FlashAttention-T: Towards Fully Tensorized Attention by Exploiting Tensor-Vector Parallelism
The attention mechanism is central to modern deep learning, particularly in large language models (LLMs), but suffers from quadratic computational complexity. To accelerate attention computation on GPUs, fused attention techniques (e.g., FlashAttention) consolidate the matrix multiplication (GEMM) and softmax computations into a single kernel. However, these operations remain computationally decoupled: the GEMM leverages high-performance tensor units (Tensor Cores), while the softmax executes on slower vector units (CUDA cores). This imbalance induces severe vector intervals—periods where tensor units sit idle awaiting vector unit completion—significantly underutilizing tensor units. Furthermore, ongoing hardware advancements delivering faster tensor units exacerbate this bottleneck.
To resolve the vector interval bottleneck, in this paper, we propose FlashAttention-T, a fused attention implementation that advances toward fully tensorized fused attention. Our key insight is to offload critical softmax primitives to idle tensor units, maximizing hardware utilization and throughput. Concretely, we first introduce a series of operand value assignment methods to repurpose tensor matrix multiply-add (MMA) instructions for executing softmax primitives (e.g., element-wise scaling). Building on this, we design a tensorized online softmax algorithm with numerical stability guarantees, adhering to the constraints of repurposed tensor MMA instructions. To maximize performance, we parallelize the online softmax computation across tensor and vector units via architecture-aware scheduling techniques, fully leveraging heterogeneous parallelism.

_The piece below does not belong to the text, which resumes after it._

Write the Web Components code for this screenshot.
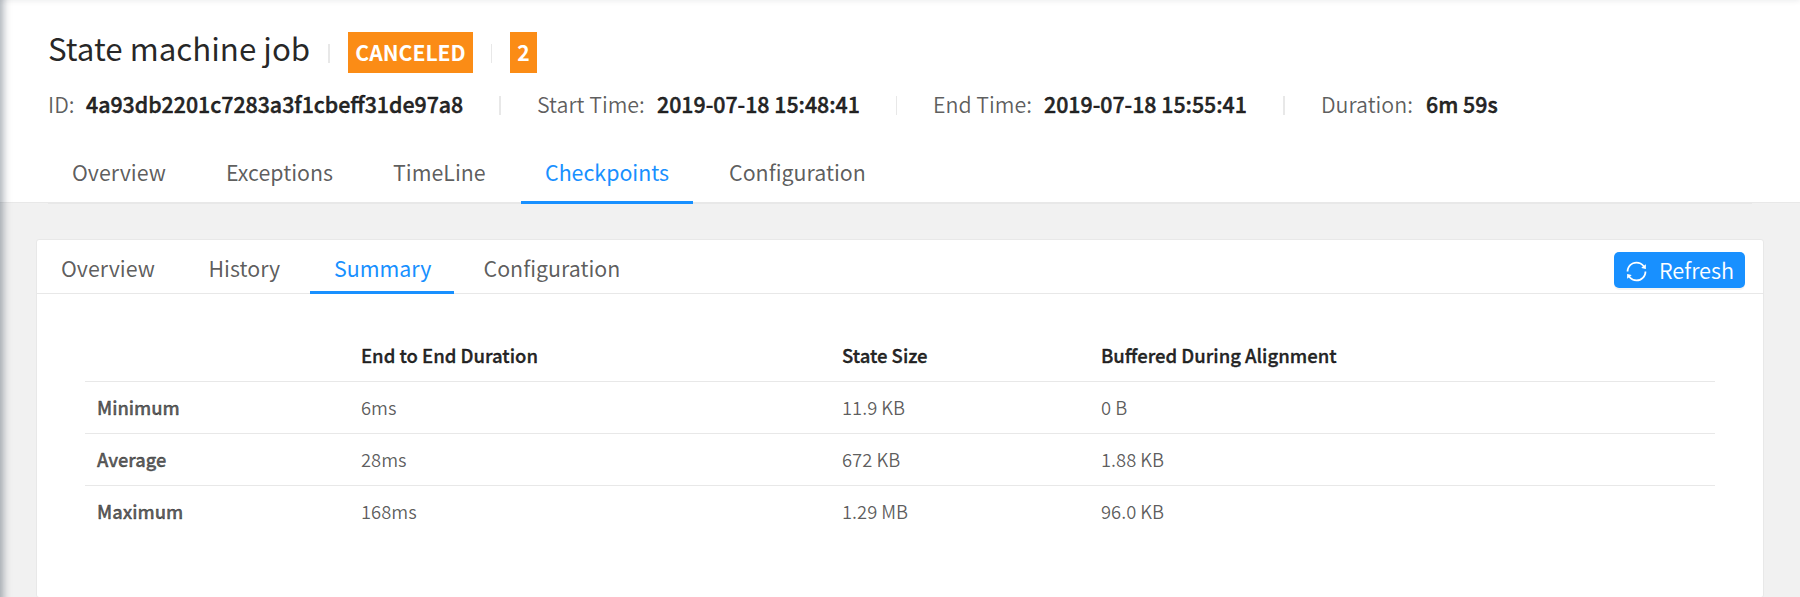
<!DOCTYPE html>
<html lang="en">
<head>
<meta charset="utf-8">
<title>State machine job</title>
<style>
html, body { margin: 0; height: 597px; overflow: hidden; }
body { background: #f1f1f1; font-family: "Noto Sans CJK SC", "Noto Sans", sans-serif; color: rgba(0,0,0,.65); }
</style>
</head>
<body>
<job-page></job-page>
<script>
const define = (name, html, setup) => {
  const template = document.createElement('template');
  template.innerHTML = html;
  customElements.define(name, class extends HTMLElement {
    connectedCallback() {
      if (this.shadowRoot) return;
      this.attachShadow({ mode: 'open' }).append(template.content.cloneNode(true));
      if (setup) setup(this);
    }
  });
};

define('job-divider', `
<style>
:host { display: block; flex: none; width: var(--w, 1px); height: 19px; background: #e8e8e8; }
</style>`);

define('job-badge', `
<style>
:host { display: block; box-sizing: border-box; flex: none; height: 41px; background: #fb8c16; color: #fff;
  font-size: 21.15px; font-weight: 700; line-height: 40px; text-align: center; white-space: nowrap; }
</style><slot></slot>`);

define('job-field', `
<style>
:host { display: flex; flex: none; font-size: 21.4px; font-weight: 350; line-height: 32px; white-space: nowrap; }
.label { flex: none; width: var(--label); }
.value { font-size: 21.33px; font-weight: 500; color: rgba(0,0,0,.85); -webkit-text-stroke: .5px rgba(0,0,0,.85); }
</style><span class="label"><slot name="label"></slot></span><span class="value"><slot></slot></span>`);

define('job-tab', `
<style>
:host { display: block; box-sizing: border-box; flex: none; padding-left: 24px; font-size: 21.38px;
  line-height: 32px; padding-top: var(--tab-top); border-bottom: 3px solid transparent; white-space: nowrap; }
:host([active]) { color: #1890ff; border-bottom-color: #1890ff; }
</style><slot></slot>`);

define('job-button', `
<style>
:host { display: flex; box-sizing: border-box; align-items: center; width: 131px; height: 36px; padding-left: 12px;
  background: #1890ff; color: #fff; border-radius: 5px; box-shadow: 0 2px 0 rgba(0,0,0,.045);
  font-size: 21.7px; font-weight: 350; line-height: 36px; }
svg { display: block; width: 21px; height: 21px; margin: 3px 12px 0 0; fill: currentColor; }
</style>
<svg viewBox="64 64 896 896"><path d="M168 504.2c1-43.7 10-86.1 26.9-126 17.3-41 42.1-77.7 73.7-109.4S337 212.3 378 195c42.4-17.9 87.4-27 133.9-27s91.5 9.1 133.8 27A341.5 341.5 0 0 1 755 268.8c9.9 9.9 19.2 20.4 27.8 31.4l-60.2 47a8 8 0 0 0 3 14.1l175.7 43c5 1.2 9.9-2.6 9.9-7.7l.8-180.9c0-6.7-7.7-10.5-12.9-6.3l-56.4 44.1C765.8 155.1 646.2 92 511.8 92 282.7 92 96.3 275.6 92 503.8a8 8 0 0 0 8 8.2h60c4.4 0 7.9-3.5 8-7.8zm756 7.8h-60c-4.4 0-7.9 3.5-8 7.8-1 43.7-10 86.1-26.9 126-17.3 41-42.1 77.8-73.7 109.4A342.45 342.45 0 0 1 512.1 856a342.24 342.24 0 0 1-243.2-100.8c-9.9-9.9-19.2-20.4-27.8-31.4l60.2-47a8 8 0 0 0-3-14.1l-175.7-43c-5-1.2-9.9 2.6-9.9 7.7l-.7 181c0 6.7 7.7 10.5 12.9 6.3l56.4-44.1C258.2 868.9 377.8 932 512.2 932c229.2 0 415.5-183.7 419.8-411.8a8 8 0 0 0-8-8.2z"/></svg><slot></slot>`);

define('job-header', `
<style>
:host { display: flex; flex-direction: column; box-sizing: border-box; height: 203px; padding: 26px 48px 0;
  background: #fff; border-bottom: 1px solid #e8e8e8; }
.title { display: flex; flex: none; height: 62px; }
h1 { margin: 0; flex: none; width: 280px; font-size: 31.3px; font-weight: 400; line-height: 44px; color: rgba(0,0,0,.85); white-space: nowrap; }
.title job-divider { margin-top: 18px; }
.title job-badge { margin: 6px 18px 0; }
.title job-badge:last-child { margin-right: 0; }
.fields { display: flex; flex: none; height: 32px; }
.fields job-divider { margin-top: 8px; }
.track { flex: none; box-sizing: border-box; width: 1704px; height: 84px; padding-top: 36px; border-bottom: 2px solid #e8e8e8; }
nav { display: flex; gap: 12px; --tab-top: 0px; height: 48px; }
job-tab { height: 48px; }
</style>
<div class="title">
  <h1>State machine job</h1>
  <job-divider style="--w:2px"></job-divider>
  <job-badge style="width:125px">CANCELED</job-badge>
  <job-divider></job-divider>
  <job-badge style="width:27px">2</job-badge>
</div>
<div class="fields">
  <job-field style="--label:38px;width:451px"><span slot="label">ID:</span>4a93db2201c7283a3f1cbeff31de97a8</job-field>
  <job-divider style="--w:2px;margin-right:36px"></job-divider>
  <job-field style="--label:120px;width:359px"><span slot="label">Start Time:</span>2019-07-18 15:48:41</job-field>
  <job-divider style="margin-right:36px"></job-divider>
  <job-field style="--label:111px;width:350px"><span slot="label">End Time:</span>2019-07-18 15:55:41</job-field>
  <job-divider style="--w:2px;margin-right:36px"></job-divider>
  <job-field style="--label:105px"><span slot="label">Duration:</span>6m 59s</job-field>
</div>
<div class="track"><nav>
  <job-tab style="width:142px">Overview</job-tab>
  <job-tab style="width:155px">Exceptions</job-tab>
  <job-tab style="width:140px">TimeLine</job-tab>
  <job-tab active style="width:172px">Checkpoints</job-tab>
  <job-tab>Configuration</job-tab>
</nav></div>`);

define('job-table', `
<style>
:host { display: block; }
.row { display: grid; grid-template-columns: 264px 481px 259px 1fr; height: 51px; line-height: 51px;
  font-size: 18.4px; font-weight: 350; border-bottom: 1px solid #e8e8e8; }
.row:last-child { border-bottom: 0; }
.row > * { padding-left: 12px; }
.head { font-size: 18.53px; font-weight: 500; color: rgba(0,0,0,.85); -webkit-text-stroke: .4px rgba(0,0,0,.85); }
b { font-size: 18.25px; font-weight: 500; -webkit-text-stroke: .4px rgba(0,0,0,.65); }
</style>`, host => {
  const rows = [
    ['', 'End to End Duration', 'State Size', 'Buffered During Alignment'],
    ['Minimum', '6ms', '11.9 KB', '0 B'],
    ['Average', '28ms', '672 KB', '1.88 KB'],
    ['Maximum', '168ms', '1.29 MB', '96.0 KB']
  ];
  rows.forEach((cells, i) => {
    const row = document.createElement('div');
    row.className = i ? 'row' : 'row head';
    cells.forEach((text, j) => {
      const cell = document.createElement(i && !j ? 'b' : 'span');
      cell.textContent = text;
      row.append(cell);
    });
    host.shadowRoot.append(row);
  });
});

define('job-card', `
<style>
:host { display: block; box-sizing: border-box; width: 1728px; height: 359px; margin: 36px 0 0 36px;
  background: #fff; border: 1px solid #e8e8e8; border-radius: 3px; }
.bar { display: flex; justify-content: space-between; box-sizing: border-box; height: 54px; border-bottom: 1px solid #e8e8e8; }
nav { display: flex; gap: 5.5px; --tab-top: 12px; }
job-tab { height: 54px; }
job-button { margin: 12px 18px 0 0; }
job-table { margin: 36px 48px 0 48px; }
</style>
<div class="bar">
  <nav>
    <job-tab style="width:142px">Overview</job-tab>
    <job-tab style="width:120px">History</job-tab>
    <job-tab active style="width:144px">Summary</job-tab>
    <job-tab>Configuration</job-tab>
  </nav>
  <job-button>Refresh</job-button>
</div>
<job-table></job-table>`);

/* Edge shadows cast by the application's side menu and top bar. */
define('job-page', `
<style>
:host { display: block; position: relative; height: 597px; overflow: hidden; }
.side, .top { position: absolute; pointer-events: none; }
.side { left: -40px; top: -40px; width: 40px; height: 680px; box-shadow: 2.67px 0 8px rgba(0,21,41,.35); }
.top { left: 0; top: -40px; width: 1800px; height: 40px; box-shadow: 0 1.33px 5.33px rgba(0,21,41,.08); }
</style>
<job-header></job-header>
<job-card></job-card>
<div class="top"></div>
<div class="side"></div>`);
</script>
</body>
</html>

Extensive evaluation of various attention configurations across multiple platforms including NVIDIA Ampere (A100 and AGX Orin) and Hopper (H100) GPUs demonstrates that FlashAttention-T achieves vector interval ratios 1.17–2.18x lower than the baseline on Ampere GPUs and reduces them down to 2.7% on the Hopper H100, with average speedups of up to 1.17x against FlashAttention-2 and FlashAttention-3 while preserving numerical stability and accuracy.